• Directions
List each line of the data in which the string "would" appears.

• Supplied material
--- Start ---
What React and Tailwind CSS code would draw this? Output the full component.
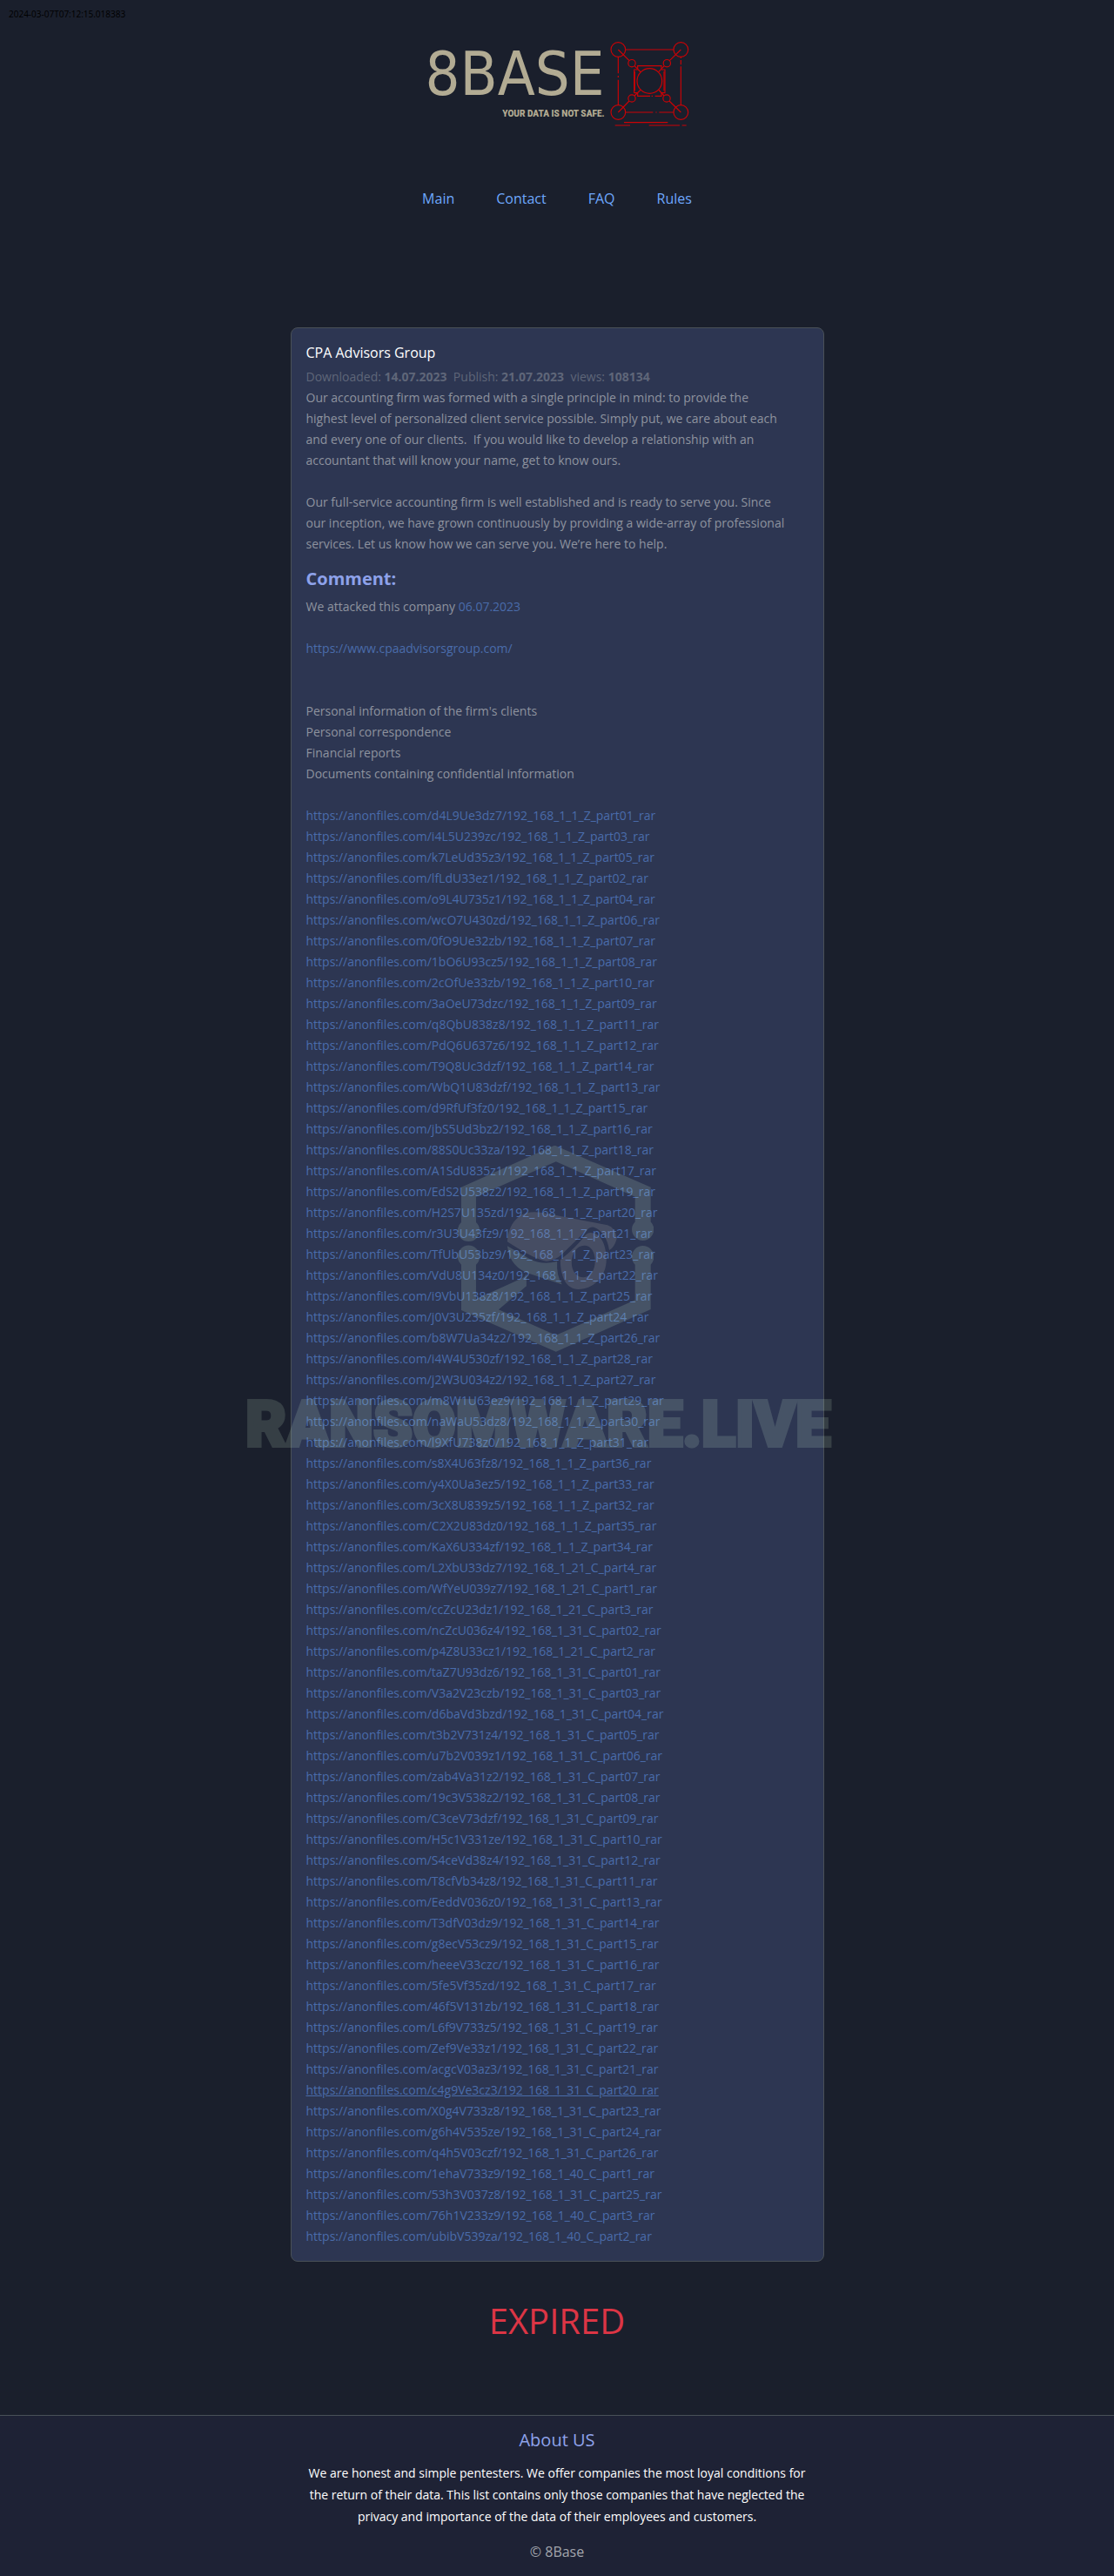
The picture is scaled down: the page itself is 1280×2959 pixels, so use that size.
const NAV_ITEMS = ["Main", "Contact", "FAQ", "Rules"];

const LEAKED_ITEMS = [
  "Personal information of the firm's clients",
  "Personal correspondence",
  "Financial reports",
  "Documents containing confidential information",
];

const FILES = [
  "d4L9Ue3dz7/192_168_1_1_Z_part01_rar",
  "i4L5U239zc/192_168_1_1_Z_part03_rar",
  "k7LeUd35z3/192_168_1_1_Z_part05_rar",
  "lfLdU33ez1/192_168_1_1_Z_part02_rar",
  "o9L4U735z1/192_168_1_1_Z_part04_rar",
  "wcO7U430zd/192_168_1_1_Z_part06_rar",
  "0fO9Ue32zb/192_168_1_1_Z_part07_rar",
  "1bO6U93cz5/192_168_1_1_Z_part08_rar",
  "2cOfUe33zb/192_168_1_1_Z_part10_rar",
  "3aOeU73dzc/192_168_1_1_Z_part09_rar",
  "q8QbU838z8/192_168_1_1_Z_part11_rar",
  "PdQ6U637z6/192_168_1_1_Z_part12_rar",
  "T9Q8Uc3dzf/192_168_1_1_Z_part14_rar",
  "WbQ1U83dzf/192_168_1_1_Z_part13_rar",
  "d9RfUf3fz0/192_168_1_1_Z_part15_rar",
  "jbS5Ud3bz2/192_168_1_1_Z_part16_rar",
  "88S0Uc33za/192_168_1_1_Z_part18_rar",
  "A1SdU835z1/192_168_1_1_Z_part17_rar",
  "EdS2U538z2/192_168_1_1_Z_part19_rar",
  "H2S7U135zd/192_168_1_1_Z_part20_rar",
  "r3U3U43fz9/192_168_1_1_Z_part21_rar",
  "TfUbU53bz9/192_168_1_1_Z_part23_rar",
  "VdU8U134z0/192_168_1_1_Z_part22_rar",
  "i9VbU138z8/192_168_1_1_Z_part25_rar",
  "j0V3U235zf/192_168_1_1_Z_part24_rar",
  "b8W7Ua34z2/192_168_1_1_Z_part26_rar",
  "i4W4U530zf/192_168_1_1_Z_part28_rar",
  "j2W3U034z2/192_168_1_1_Z_part27_rar",
  "m8W1U63ez9/192_168_1_1_Z_part29_rar",
  "naWaU53dz8/192_168_1_1_Z_part30_rar",
  "l9XfU738z0/192_168_1_1_Z_part31_rar",
  "s8X4U63fz8/192_168_1_1_Z_part36_rar",
  "y4X0Ua3ez5/192_168_1_1_Z_part33_rar",
  "3cX8U839z5/192_168_1_1_Z_part32_rar",
  "C2X2U83dz0/192_168_1_1_Z_part35_rar",
  "KaX6U334zf/192_168_1_1_Z_part34_rar",
  "L2XbU33dz7/192_168_1_21_C_part4_rar",
  "WfYeU039z7/192_168_1_21_C_part1_rar",
  "ccZcU23dz1/192_168_1_21_C_part3_rar",
  "ncZcU036z4/192_168_1_31_C_part02_rar",
  "p4Z8U33cz1/192_168_1_21_C_part2_rar",
  "taZ7U93dz6/192_168_1_31_C_part01_rar",
  "V3a2V23czb/192_168_1_31_C_part03_rar",
  "d6baVd3bzd/192_168_1_31_C_part04_rar",
  "t3b2V731z4/192_168_1_31_C_part05_rar",
  "u7b2V039z1/192_168_1_31_C_part06_rar",
  "zab4Va31z2/192_168_1_31_C_part07_rar",
  "19c3V538z2/192_168_1_31_C_part08_rar",
  "C3ceV73dzf/192_168_1_31_C_part09_rar",
  "H5c1V331ze/192_168_1_31_C_part10_rar",
  "S4ceVd38z4/192_168_1_31_C_part12_rar",
  "T8cfVb34z8/192_168_1_31_C_part11_rar",
  "EeddV036z0/192_168_1_31_C_part13_rar",
  "T3dfV03dz9/192_168_1_31_C_part14_rar",
  "g8ecV53cz9/192_168_1_31_C_part15_rar",
  "heeeV33czc/192_168_1_31_C_part16_rar",
  "5fe5Vf35zd/192_168_1_31_C_part17_rar",
  "46f5V131zb/192_168_1_31_C_part18_rar",
  "L6f9V733z5/192_168_1_31_C_part19_rar",
  "Zef9Ve33z1/192_168_1_31_C_part22_rar",
  "acgcV03az3/192_168_1_31_C_part21_rar",
  "c4g9Ve3cz3/192_168_1_31_C_part20_rar",
  "X0g4V733z8/192_168_1_31_C_part23_rar",
  "g6h4V535ze/192_168_1_31_C_part24_rar",
  "q4h5V03czf/192_168_1_31_C_part26_rar",
  "1ehaV733z9/192_168_1_40_C_part1_rar",
  "53h3V037z8/192_168_1_31_C_part25_rar",
  "76h1V233z9/192_168_1_40_C_part3_rar",
  "ubibV539za/192_168_1_40_C_part2_rar",
];

const ACTIVE_FILE = "c4g9Ve3cz3/192_168_1_31_C_part20_rar";

function CircuitMark() {
  return (
    <svg
      viewBox="688 50 273 294"
      className="h-[98px] w-[91px]"
      fill="none"
      stroke="#cb0306"
      strokeWidth="3.5"
      aria-hidden="true"
    >
      <circle cx="716" cy="80" r="25" />
      <circle cx="932" cy="80" r="25" />
      <circle cx="716" cy="296" r="25" />
      <circle cx="932" cy="296" r="25" />
      <circle cx="763" cy="127" r="12.5" />
      <circle cx="884" cy="127" r="12.5" />
      <circle cx="763" cy="248" r="12.5" />
      <circle cx="883" cy="248" r="12.5" />
      <circle cx="824" cy="188" r="43" />
      <path d="M741 80H907M741 296H836M845 296H849M857 296H907" />
      <path d="M716 105V162M716 170V176M716 184V271M932 105V110M932 116V132M932 138V271" />
      <path d="M716 80L754 118M772 136L794 158M932 80L893 118M875 136L855 157" />
      <path d="M716 296L754 257M772 239L794 218M932 296L892 257M874 239L855 218" />
      <path d="M783 146V136H865V146M771 229V149H783M865 149H877V229H865M783 230V240H826M831 240H835M843 240H865V230M771 229H783" />
      <path d="M773 155V222M874 155V222" />
      <path d="M736 331H887M705 341H757M822 341H928M936 341H951" />
    </svg>
  );
}

function Watermark() {
  return (
    <div className="pointer-events-none absolute inset-0 flex flex-col items-center justify-center overflow-hidden pt-[42px] pr-[3px]">
      <svg viewBox="78 78 676 711" className="h-[237px] w-[225px] opacity-15" fill="#d2f6d6" aria-hidden="true">
        <path d="M417 78L744 221V340A38 38 0 1 1 690 340V254L417 132L141 254V342A38 38 0 1 1 90 342V221L400 82Q417 74 417 78Z" />
        <path d="M90 488A38 38 0 1 1 141 488V607L300 535Q315 528 315 510V562L219 643L417 732L690 610V488A38 38 0 1 1 744 488V642L417 789L90 645Z" />
        <path d="M249 424L330 470Q370 490 421 477Q418 525 438 557L330 521Q258 500 249 424Z" />
        <path
          fill="#d2cfc2"
          d="M249 409Q252 350 290 322Q318 301 370 309L595 352Q622 360 627 398Q618 430 601 438Q590 375 548 359Q535 356 520 372L440 450Q415 474 386 476Q350 475 249 409Z"
        />
        <path
          fill="#d2cfc2"
          fillRule="evenodd"
          d="M536 378C575 378 591 425 591 471C591 530 545 573 494 573C452 573 432 530 432 472Q485 430 520 385Q528 378 536 378ZM515 422C488 422 471 450 471 482C471 512 490 532 512 532C536 532 552 508 552 475C552 445 538 422 515 422Z"
        />
      </svg>
      <p className="mt-[36px] mr-[40px] font-['Roboto',sans-serif] text-[72px] leading-[96px] font-black whitespace-nowrap text-[#d2f6d6] opacity-15 [-webkit-text-stroke:4px_#d2f6d6] [stroke-linejoin:round]">
        RANSOMWARE.LIVE
      </p>
    </div>
  );
}

export default function App() {
  return (
    <div className="relative min-h-screen bg-[#1a1f2c] font-['Open_Sans',sans-serif] text-base text-[#8e939f]">
      <time className="absolute top-2 left-2.5 text-[10px] leading-4 text-black">2024-03-07T07:12:15.018383</time>

      <header className="flex flex-col items-center pt-[47px]">
        <a href="#main" className="flex gap-1.5 text-[#b2ab93]">
          <span className="flex flex-col items-end">
            <span className="font-['DejaVu_Sans_Condensed','Roboto',sans-serif] text-[70px] leading-[76px]">8BASE</span>
            <span className="font-['Roboto',sans-serif] text-[10px] leading-4 font-black">YOUR DATA IS NOT SAFE.</span>
          </span>
          <CircuitMark />
        </a>
        <nav className="mt-[71px] flex gap-12">
          {NAV_ITEMS.map((item) => (
            <a key={item} href={`#${item.toLowerCase()}`} className="text-[#6ea8fe]">
              {item}
            </a>
          ))}
        </nav>
      </header>

      <main className="flex flex-col items-center pt-[136px]">
        <article className="w-full max-w-[613px] rounded-lg border border-[#495057] bg-[#2d3652] px-[17px] py-4 text-sm leading-6">
          <h1 className="text-base text-white">CPA Advisors Group</h1>
          <p className="mt-1 text-[#5f6679]">
            Downloaded: <b>14.07.2023</b>&nbsp; Publish: <b>21.07.2023</b>&nbsp; views: <b>108134</b>
          </p>
          <p>
            Our accounting firm was formed with a single principle in mind: to provide the
            <br />
            highest level of personalized client service possible. Simply put, we care about each
            <br />
            and every one of our clients.&nbsp; If you would like to develop a relationship with an
            <br />
            accountant that will know your name, get to know ours.
          </p>
          <p className="mt-6">
            Our full-service accounting firm is well established and is ready to serve you. Since
            <br />
            our inception, we have grown continuously by providing a wide-array of professional
            <br />
            services. Let us know how we can serve you. We’re here to help.
          </p>
          <h2 className="mt-3.5 text-xl leading-7 font-bold text-[#8ea2ea]">Comment:</h2>
          <p className="mt-1.5">
            We attacked this company <span className="text-[#4a6cab]">06.07.2023</span>
          </p>
          <p className="mt-6">
            <a href="https://www.cpaadvisorsgroup.com/" className="text-[#4a6cab]">
              https://www.cpaadvisorsgroup.com/
            </a>
          </p>
          <ul className="mt-12">
            {LEAKED_ITEMS.map((item) => (
              <li key={item}>{item}</li>
            ))}
          </ul>
          <ul className="mt-6 text-[#4a6cab]">
            {FILES.map((file) => (
              <li key={file}>
                <a href={`https://anonfiles.com/${file}`} className={file === ACTIVE_FILE ? "underline" : ""}>
                  https://anonfiles.com/{file}
                </a>
              </li>
            ))}
          </ul>
        </article>
        <p className="mt-11 text-[40px] leading-[48px] text-[#dc3545]">EXPIRED</p>
      </main>

      <footer className="mt-[84px] flex flex-col items-center border-t border-[#495057] bg-[#1e2235] pt-[13px] pb-4 text-center">
        <h2 className="text-xl leading-[30px] text-[#8ea2ea]">About US</h2>
        <p className="mt-2.5 max-w-[590px] text-sm leading-[25px] text-white">
          We are honest and simple pentesters. We offer companies the most loyal conditions for the return of their
          data. This list contains only those companies that have neglected the privacy and importance of the data
          of their employees and customers.
        </p>
        <p className="mt-4 text-[#a3a6ad]">© 8Base</p>
      </footer>

      <Watermark />
    </div>
  );
}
--- End ---
• Right answer
What React and Tailwind CSS code would draw this? Output the full component.
            and every one of our clients.&nbsp; If you would like to develop a relationship with an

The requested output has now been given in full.